I’m speaking strictly in regards to climate/global temps, not our backyards or personal preferences. That local/regional stuff is always subject to chaos anyways, our greatest winter in history occurred during a -PDO/-PMM stretch. And the PNW has similar examples like 1942/43.
Also the sobering reality is the variability in ocean-atmosphere general circulation that is associated with changes in ENSO tendencies is a multidecadal to multi-century scale phenomenon. The enhanced state baseline (tendency towards multiyear Niñas and less frequent Niños) has been a general constant since the 1800s, when the LIA began to recede. It has been at work a *long* time, warming the system since before the Industrial Revolution.
If it reversed now, we probably wouldn’t notice substantial changes until we’re in retirement homes decades from now, because the initial result would be a temperature spike as oceanic heat is expelled. The general multidecadal cooling would then occur from that high point. The sad consequence of decades to centuries of unfavorable general circulation with some AGW/GHG warming thrown on top post-WWII as icing on the cake.
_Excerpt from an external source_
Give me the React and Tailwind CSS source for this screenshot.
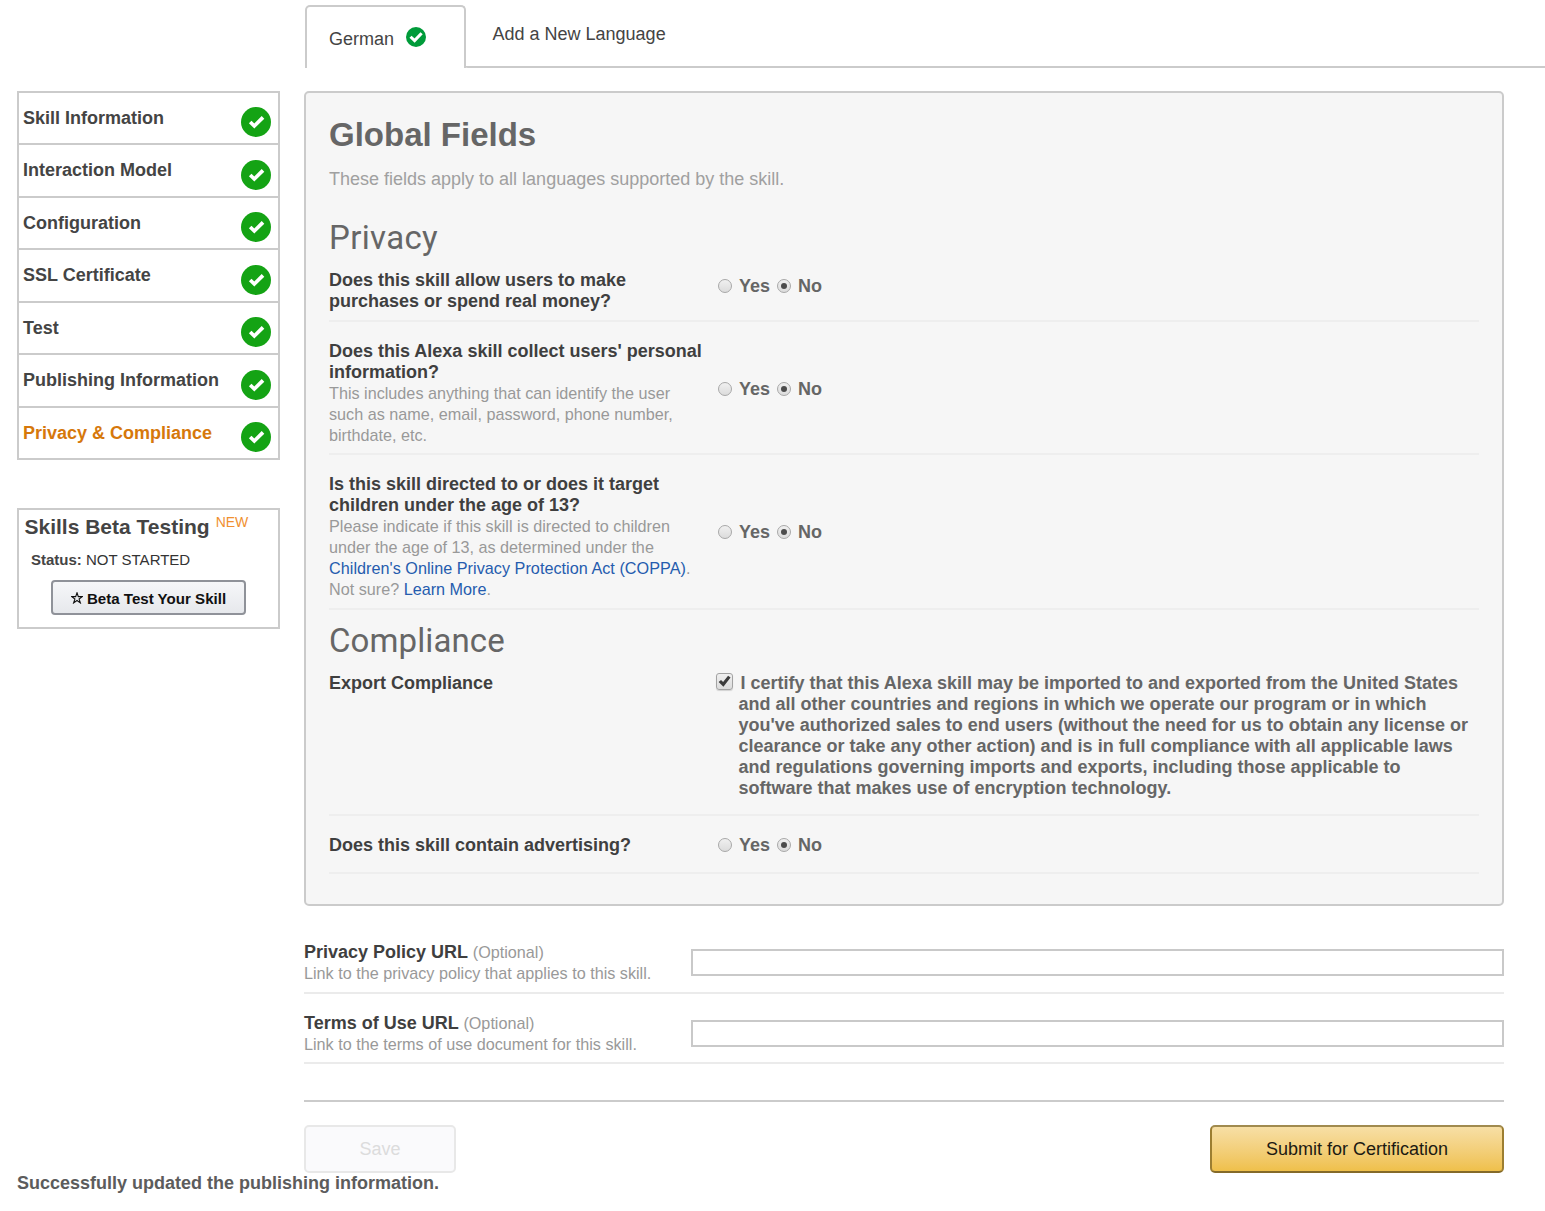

Global temps peaked in 1998 in that stretch. They didn't cleanly surpass 1998 levels until 2005, well after the demise of the Niña event. 1999 and 2000 were each about 0.2C colder globally than 1998, though still slightly warmer than 1996.
The only significant Niño year in the last 50 years that has coincided with a colder global temperature anomaly was 1992, and that was probably entirely due to Pinatubo.